MEMBER:
William Kerstein
CME RULE VIOLATIONS:
Rule 521. Requirements for Open Outcry Trades (in part)
In open outcry trading, bidding and offering practices must at all times be conducive to the competitive execution of transactions. All open outcry transactions, including spread and combination transactions, shall be made openly and competitively in the pit designated for the trading of the particular transaction. No bid or offer shall be specified for acceptance by a particular trader. Transactions may take place only at the best price available in the open outcry market at the time the trade occurs.
CME Rule 530. Priority of Customers’ Orders (in part)
A member shall not buy (sell) a futures contracts, buy (sell) a call option or sell (buy) a put option for his own account, an account in which he has a direct or indirect financial interest, or an account over which he has discretionary trading authority when he is in possession of an executable order for another person to buy (sell) a futures contract, buy (sell) a call option or sell (buy) a put option in the same product, regardless of the venue of execution.
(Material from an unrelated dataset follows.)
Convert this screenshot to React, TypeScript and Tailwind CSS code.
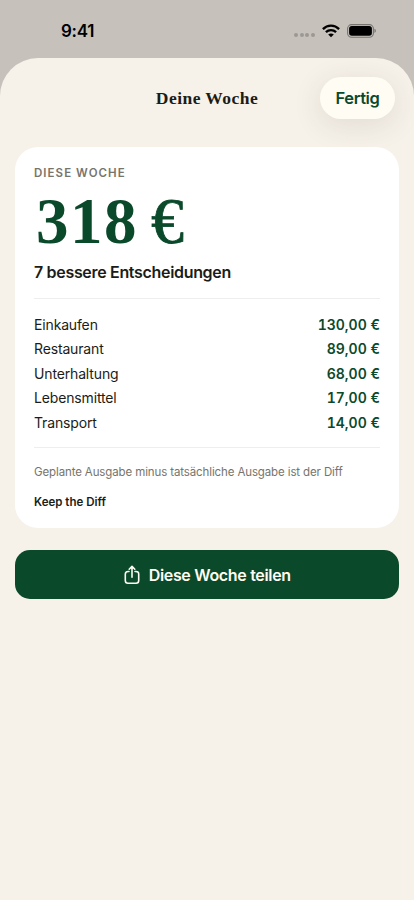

Rule 539. Prearranged, Pre-Negotiated and Noncompetitive Trades Prohibited (in part)
A. General Prohibition
No person shall prearrange or pre-negotiate any purchase or sale or noncompetitively execute any transaction.
FINDINGS:
Pursuant to an offer of settlement in which William Kerstein neither admitted nor denied the rule violations or factual findings upon which the penalty is based, on May 18, 2021, a Panel of the Chicago Mercantile Exchange (“CME”) Business Conduct Committee (“Panel”) found that on multiple occasions between June 28, 2018, and June 13, 2019, Kerstein, while acting as a local in the Standard and Poor’s 500 Stock Price Index (“S&P”) futures pit, prearranged and noncompetitively executed trades opposite other local traders. Further, Kerstein executed the trades opposite the locals without openly bidding or offering the orders. Specifically, the Panel found that after the locals initiated a position for S&P futures in the pit, Kerstein, through his clerk, executed a trade on Globex for a corresponding quantity of E-mini S&P futures contracts in the opposite direction of the locals’ S&P futures pit trade. Shortly thereafter, Kerstein and the locals carded up a trade opposite each other in order to offset positions in both accounts. The Panel concluded that Kerstein violated Rules 521 and 539.
Additionally, the Panel found that on two occasions during this same time period, Kerstein, while in possession of an executable customer order for one or more S&P contracts, executed a trade for his personal account in the same direction as the customer order. The Panel concluded that Kerstein violated Rule 530.
PENALTY:
In accordance with the settlement offer, the Panel ordered Kerstein to pay a $40,000 fine and suspended Kerstein from all direct and indirect access to any designated contract market, derivatives clearing organization, or swap execution facility owned or controlled by CME Group Inc. beginning on the effective date below and continuing for 30 business days after the fine is paid in full.